- **COLLECTED DATA**
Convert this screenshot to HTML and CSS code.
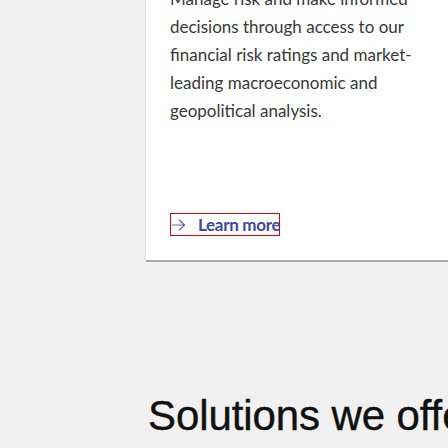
FILE: index.html
```html
<!DOCTYPE html>
<html>
<head>
<meta charset="utf-8">
<link rel="stylesheet" href="styles.css">
</head>
<body>
<div class="page">
  <div class="card">
    <p class="desc">Manage risk and make informed decisions through access to our financial risk ratings and market-leading macroeconomic and geopolitical analysis.</p>
    <a class="learn" href="#">
      <svg class="arrow" width="14" height="12" viewBox="0 0 14 12"><path d="M0 6H12.5M7 0.8L12.5 6L7 11.2" fill="none" stroke="#5a68b8" stroke-width="1.2"/></svg>
      <span class="label">Learn more</span>
    </a>
  </div>
  <h2 class="title">Solutions we offer</h2>
</div>
</body>
</html>
```
FILE: styles.css
```css
html, body {
  margin: 0;
  padding: 0;
  background: #f1f1f1;
  overflow: hidden;
}
.page {
  width: 448px;
  height: 448px;
  overflow: hidden;
}
.card {
  margin: -15px 0 0 146px;
  width: 360px;
  background: #fff;
  padding: 0 0 24px 24px;
  box-shadow: 0 2px 0 #a9a9a9, -1px 0 0 #e2e2e2;
  box-sizing: border-box;
}
.desc {
  margin: 0;
  width: 250px;
  font-family: Lato, "Noto Sans", sans-serif;
  font-size: 17px;
  line-height: 28px;
  color: #383838;
}
.learn {
  display: flex;
  align-items: center;
  margin-top: 88px;
  width: 108px;
  height: 21px;
  border: 1px solid #e3000f;
  text-decoration: none;
  overflow: visible;
  white-space: nowrap;
}
.arrow {
  margin-left: 1px;
  flex: none;
}
.label {
  margin-left: 12px;
  font-family: Lato, "Noto Sans", sans-serif;
  font-weight: 700;
  font-size: 17px;
  letter-spacing: -0.3px;
  color: #3b4aa3;
}
.title {
  margin: 130px 0 0 148px;
  font-family: "Liberation Sans", Arial, sans-serif;
  font-weight: 400;
  font-size: 42px;
  letter-spacing: -0.1px;
  line-height: 52px;
  color: #111;
  white-space: nowrap;
  -webkit-text-stroke: 0.4px #111;
}
```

- **TASK TO CARRY OUT**
Leave the pictures out, and print every line of the listing exactly as written.

- **SOLUTION BELOW**
Convert this screenshot to HTML and CSS code.
FILE: index.html
```html
<!DOCTYPE html>
<html>
<head>
<meta charset="utf-8">
<link rel="stylesheet" href="styles.css">
</head>
<body>
<div class="page">
  <div class="card">
    <p class="desc">Manage risk and make informed decisions through access to our financial risk ratings and market-leading macroeconomic and geopolitical analysis.</p>
    <a class="learn" href="#">
      <svg class="arrow" width="14" height="12" viewBox="0 0 14 12"><path d="M0 6H12.5M7 0.8L12.5 6L7 11.2" fill="none" stroke="#5a68b8" stroke-width="1.2"/></svg>
      <span class="label">Learn more</span>
    </a>
  </div>
  <h2 class="title">Solutions we offer</h2>
</div>
</body>
</html>
```
FILE: styles.css
```css
html, body {
  margin: 0;
  padding: 0;
  background: #f1f1f1;
  overflow: hidden;
}
.page {
  width: 448px;
  height: 448px;
  overflow: hidden;
}
.card {
  margin: -15px 0 0 146px;
  width: 360px;
  background: #fff;
  padding: 0 0 24px 24px;
  box-shadow: 0 2px 0 #a9a9a9, -1px 0 0 #e2e2e2;
  box-sizing: border-box;
}
.desc {
  margin: 0;
  width: 250px;
  font-family: Lato, "Noto Sans", sans-serif;
  font-size: 17px;
  line-height: 28px;
  color: #383838;
}
.learn {
  display: flex;
  align-items: center;
  margin-top: 88px;
  width: 108px;
  height: 21px;
  border: 1px solid #e3000f;
  text-decoration: none;
  overflow: visible;
  white-space: nowrap;
}
.arrow {
  margin-left: 1px;
  flex: none;
}
.label {
  margin-left: 12px;
  font-family: Lato, "Noto Sans", sans-serif;
  font-weight: 700;
  font-size: 17px;
  letter-spacing: -0.3px;
  color: #3b4aa3;
}
.title {
  margin: 130px 0 0 148px;
  font-family: "Liberation Sans", Arial, sans-serif;
  font-weight: 400;
  font-size: 42px;
  letter-spacing: -0.1px;
  line-height: 52px;
  color: #111;
  white-space: nowrap;
  -webkit-text-stroke: 0.4px #111;
}
```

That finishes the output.